I am just back from Prague: after another 36 hour travel marathon, I think it will take a day or so for my brain to catch up with me!

While I was gone, Scott Aaronson, a graduating doctoral student in quantum computing, had a brilliant article on computer science conference reviewing. From the 1936 Foundations of Computer Science (FOCS) review process:

Dear Mr. Turing,

We regret to inform you that your submission
“On Computable Numbers, With an Application to the Entscheidungsproblem”
was not accepted to appear in FOCS 1936. The Program Committee received a record 4 submissions this year, many of them of high quality, and scheduling constraints unfortunately made it impossible to accept all of them.
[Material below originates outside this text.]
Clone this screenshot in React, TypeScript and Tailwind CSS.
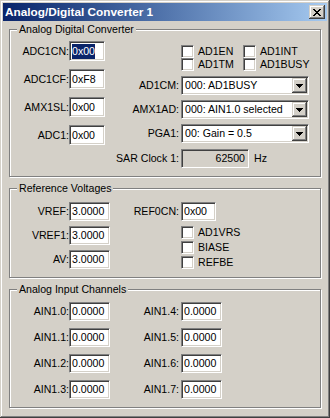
import React from "react";

const sunken =
  "border border-t-[#808080] border-l-[#808080] border-r-white border-b-white shadow-[inset_1px_1px_0_#404040,inset_-1px_-1px_0_#d4d0c8]";
const raised =
  "shadow-[inset_-1px_-1px_0_#404040,inset_1px_1px_0_#d4d0c8,inset_-2px_-2px_0_#808080,inset_2px_2px_0_#ffffff]";

function Field({
  size,
  value,
  selected,
}: {
  size: string;
  value: string;
  selected?: boolean;
}) {
  return (
    <div className={`${sunken} ${size} bg-white flex items-center pl-[2px] overflow-hidden whitespace-nowrap`}>
      {selected ? (
        <span className="bg-[#0a246a] text-white leading-[15px]">{value}</span>
      ) : (
        <span>{value}</span>
      )}
    </div>
  );
}

function Check({ label, width }: { label: string; width?: string }) {
  return (
    <div className={`flex items-center gap-[4px] h-[13px] ${width ?? ""}`}>
      <div className={`${sunken} w-[13px] h-[13px] bg-white shrink-0`} />
      <span className="whitespace-nowrap">{label}</span>
    </div>
  );
}

function Select({ value }: { value: string }) {
  return (
    <div className={`${sunken} w-[128px] h-[19px] bg-white flex items-stretch p-[1px]`}>
      <div className="flex-1 flex items-center pl-[2px] whitespace-nowrap overflow-hidden">{value}</div>
      <div className={`${raised} w-[15px] bg-[#d4d0c8] flex items-center justify-center`}>
        <svg width="7" height="4" viewBox="0 0 7 4" shapeRendering="crispEdges">
          <path d="M0 0h7v1H0zM1 1h5v1H1zM2 2h3v1H2zM3 3h1v1H3z" fill="#000" />
        </svg>
      </div>
    </div>
  );
}

function Group({
  title,
  className,
  children,
}: {
  title: string;
  className: string;
  children: React.ReactNode;
}) {
  return (
    <div
      className={`relative w-[312px] border border-[#808080] shadow-[inset_1px_1px_0_#ffffff,1px_1px_0_#ffffff] ${className}`}
    >
      <span className="absolute left-[7px] top-[-7px] px-[2px] bg-[#d4d0c8] leading-[13px] whitespace-nowrap">
        {title}
      </span>
      {children}
    </div>
  );
}

function LRow({
  label,
  children,
  h,
}: {
  label: string;
  children: React.ReactNode;
  h: string;
}) {
  return (
    <div className={`flex items-center ${h}`}>
      <div className="w-[59px] text-right whitespace-nowrap">{label}</div>
      {children}
    </div>
  );
}

function RRow({
  label,
  children,
  h,
}: {
  label: string;
  children: React.ReactNode;
  h: string;
}) {
  return (
    <div className={`flex items-center ${h}`}>
      <div className="w-[69px] text-right whitespace-nowrap mr-[2px]">{label}</div>
      {children}
    </div>
  );
}

export default function App() {
  return (
    <div className="w-[330px] h-[418px] bg-[#d4d0c8] p-[3px] shadow-[inset_-1px_-1px_0_#404040,inset_1px_1px_0_#d4d0c8,inset_-2px_-2px_0_#808080,inset_2px_2px_0_#ffffff] font-['Liberation_Sans',Arial,sans-serif] text-[10.6px] text-black leading-[13px]">
      <div className="h-[18px] bg-linear-to-r from-[#0a246a] to-[#a6caf0] flex items-center justify-between pl-[2px] pr-[2px]">
        <span className="text-white font-bold text-[11.8px] whitespace-nowrap">Analog/Digital Converter 1</span>
        <div className={`${raised} w-[16px] h-[14px] bg-[#d4d0c8] flex items-center justify-center`}>
          <svg width="8" height="7" viewBox="0 0 8 7" shapeRendering="crispEdges">
            <path
              d="M0 0h2v1H0zM6 0h2v1H6zM1 1h2v1H1zM5 1h2v1H5zM2 2h4v1H2zM3 3h2v1H3zM2 4h4v1H2zM1 5h2v1H1zM5 5h2v1H5zM0 6h2v1H0zM6 6h2v1H6z"
              fill="#000"
            />
          </svg>
        </div>
      </div>

      <div className="pl-[6px] pt-[8px] flex flex-col gap-[11px]">
        <Group title="Analog Digital Converter" className="h-[148px]">
          <div className="flex">
            <div className="w-[100px] flex flex-col gap-[8px] pt-[11px]">
              <LRow label="ADC1CN:" h="h-[20px]">
                <Field size="w-[36px] h-[20px]" value="0x00" selected />
              </LRow>
              <LRow label="ADC1CF:" h="h-[20px]">
                <Field size="w-[36px] h-[20px]" value="0xF8" />
              </LRow>
              <LRow label="AMX1SL:" h="h-[20px]">
                <Field size="w-[36px] h-[20px]" value="0x00" />
              </LRow>
              <LRow label="ADC1:" h="h-[20px]">
                <Field size="w-[36px] h-[20px]" value="0x00" />
              </LRow>
            </div>
            <div className="flex flex-col pt-[15px]">
              <div className="flex pl-[71px]">
                <Check label="AD1EN" width="w-[62px]" />
                <Check label="AD1INT" />
              </div>
              <div className="flex pl-[71px]">
                <Check label="AD1TM" width="w-[62px]" />
                <Check label="AD1BUSY" />
              </div>
              <div className="flex flex-col gap-[5px] mt-[5px]">
                <RRow label="AD1CM:" h="h-[19px]">
                  <Select value="000: AD1BUSY" />
                </RRow>
                <RRow label="AMX1AD:" h="h-[19px]">
                  <Select value="000: AIN1.0 selected" />
                </RRow>
                <RRow label="PGA1:" h="h-[19px]">
                  <Select value="00: Gain = 0.5" />
                </RRow>
              </div>
              <div className="mt-[6px]">
                <RRow label="SAR Clock 1:" h="h-[19px]">
                  <div className={`${sunken} w-[68px] h-[19px] bg-[#d4d0c8] flex items-center justify-end pr-[3px]`}>
                    62500
                  </div>
                  <span className="ml-[5px]">Hz</span>
                </RRow>
              </div>
            </div>
          </div>
        </Group>

        <Group title="Reference Voltages" className="h-[90px]">
          <div className="flex">
            <div className="w-[100px] flex flex-col gap-[5px] pt-[13px]">
              <LRow label="VREF:" h="h-[19px]">
                <Field size="w-[41px] h-[19px]" value="3.0000" />
              </LRow>
              <LRow label="VREF1:" h="h-[19px]">
                <Field size="w-[41px] h-[19px]" value="3.0000" />
              </LRow>
              <LRow label="AV:" h="h-[19px]">
                <Field size="w-[41px] h-[19px]" value="3.0000" />
              </LRow>
            </div>
            <div className="flex flex-col pt-[13px]">
              <RRow label="REF0CN:" h="h-[19px]">
                <Field size="w-[35px] h-[19px]" value="0x00" />
              </RRow>
              <div className="flex flex-col gap-[2px] mt-[5px] pl-[71px]">
                <Check label="AD1VRS" />
                <Check label="BIASE" />
                <Check label="REFBE" />
              </div>
            </div>
          </div>
        </Group>

        <Group title="Analog Input Channels" className="h-[119px]">
          <div className="flex">
            <div className="w-[100px] flex flex-col gap-[7px] pt-[12px]">
              {["AIN1.0:", "AIN1.1:", "AIN1.2:", "AIN1.3:"].map((l) => (
                <LRow key={l} label={l} h="h-[19px]">
                  <Field size="w-[41px] h-[19px]" value="0.0000" />
                </LRow>
              ))}
            </div>
            <div className="flex flex-col gap-[7px] pt-[12px]">
              {["AIN1.4:", "AIN1.5:", "AIN1.6:", "AIN1.7:"].map((l) => (
                <RRow key={l} label={l} h="h-[19px]">
                  <Field size="w-[41px] h-[19px]" value="0.0000" />
                </RRow>
              ))}
            </div>
          </div>
        </Group>
      </div>
    </div>
  );
}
The reviews would be a great satire of computer science reviews except they are far too close to the truth:

—————————————- review 1 —————————————-

seems like a trivial modification of godel’s result from STOC’31

—————————————- review 2 —————————————-

The author shows that Hilbert’s Entscheidungsproblem (given a mathematical statement, decide whether it admits a formal proof) is unsolvable by any finite means. While this seems like an important result, I have several concerns/criticisms:

1. The author defines a new “Turing machine” model for the specific purpose of proving his result. This model was not defined in any previous papers; thus, the motivation is unclear.

See Scott’s post for the rest of this and for the other reviews. Many OR conferences are not reviewed (IFORS, EURO, and IFORS conferences accept practically anything submitted on time), but there are some that I am involved with (like CP, CPAIOR, MISTA, and PATAT) that have a review process, and it is clear that the review processes are very hit-and-miss.

With the exception of Scott’s ill-tempered diatribe against babies at conferences (perhaps as forty-something father of three-year-old, I am a little more sympathetic to the pressures of combining parenthood and academia), the entries in Scott’s blog are something I look forward to tremendously: he is opinionated, intelligent, amusing, and self-deprecating by turns, and generally teaches me something when I read him. He is about to join the faculty at MIT: lucky MIT!